Detect and Correct
IT disaster recovery also defines how the systems and data that have been backed up will be recovered. This includes:
- Who and how to contact support in an emergency. This must be defined, because if the IT infrastructure goes down, it can take communications such as email and VoIP with it.
- Defined disaster levels for each level of failure in the system(s), with who should deal with each, and how.
- Deciding where to move operations until the main server(s) are running again.
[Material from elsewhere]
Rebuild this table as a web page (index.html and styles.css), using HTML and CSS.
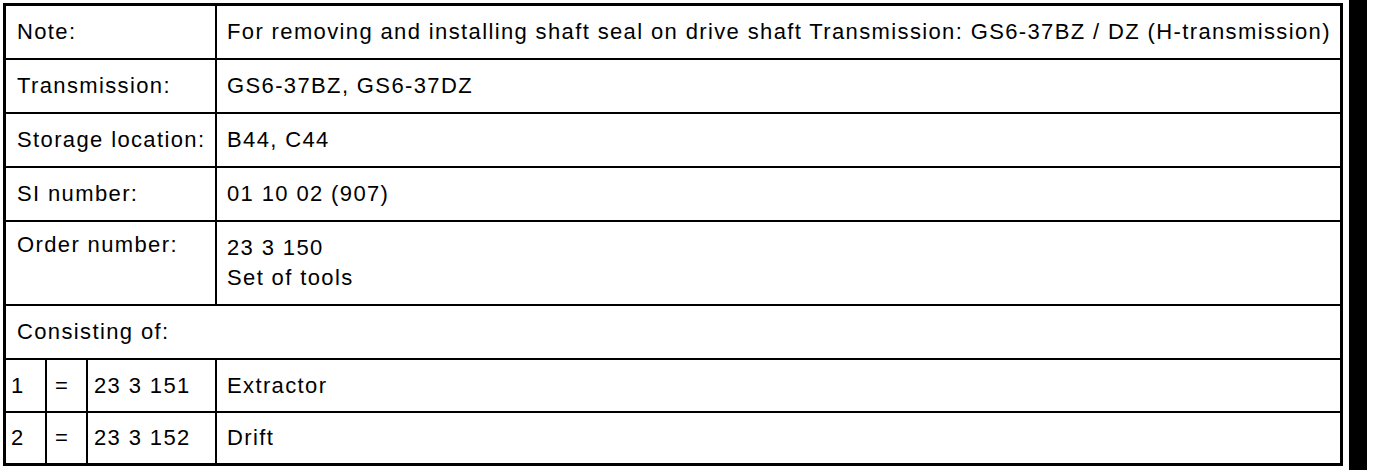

Usually this will be an offsite virtual or onsite physical server that keeps a copy of your server and machines sent to them during backups.
A full system test should be done regularly to validate:
- That backup (fallover) servers kick in when the primary servers go down
- That data is sent to these fallover servers the correct way (switchover)
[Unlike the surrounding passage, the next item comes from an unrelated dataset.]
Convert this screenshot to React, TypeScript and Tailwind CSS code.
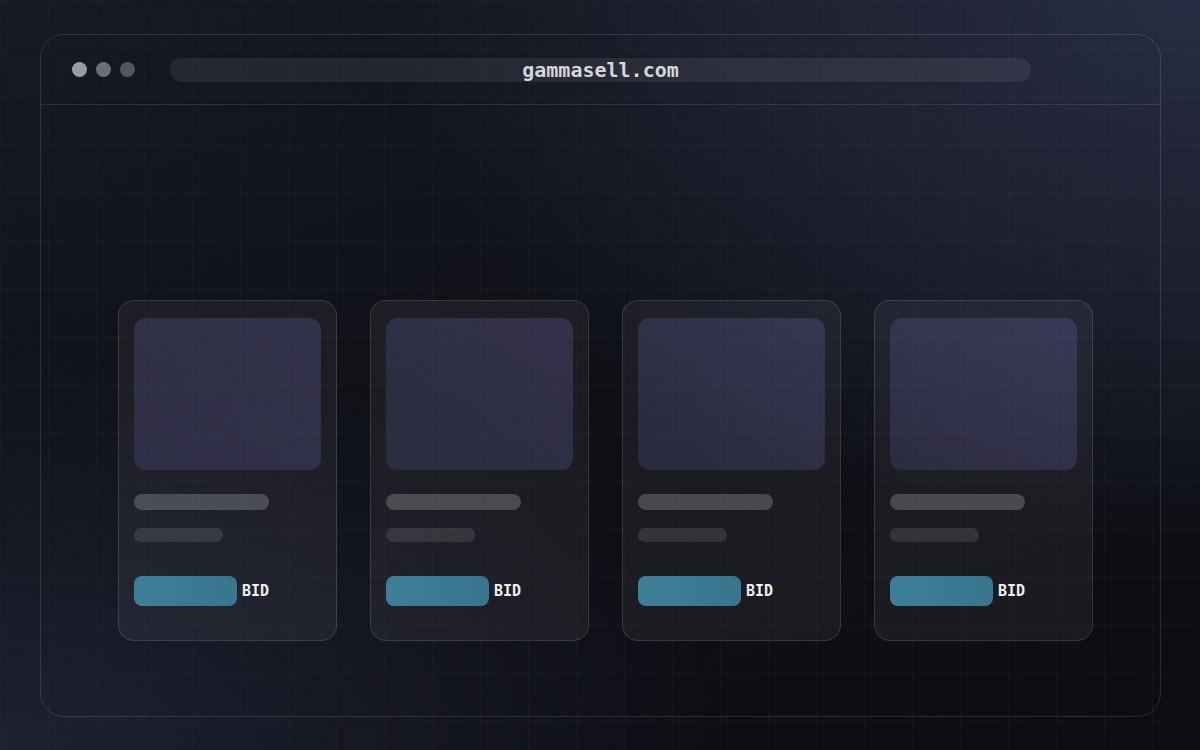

- That these fallover servers can handle running critical operations
- That the system can restore back to the point before everything failed
- That the primary server(s) can again take over operations with the correct applications running and no data loss (failback)
- That server logs update.
- That applications run for disaster recovery have shut down.
Testing can be conducted on the physical system, or run on a virtual image of a system.
If business continuity requires that the servers cannot be shut down for testing purposes, testing can be run as a continuous stream in the background while other processes are operating (dynamic testing). Documentation should include test results, and any areas of concern identified.
With proper IT disaster recovery planning, business continuity can be maintained if a machine or application fails.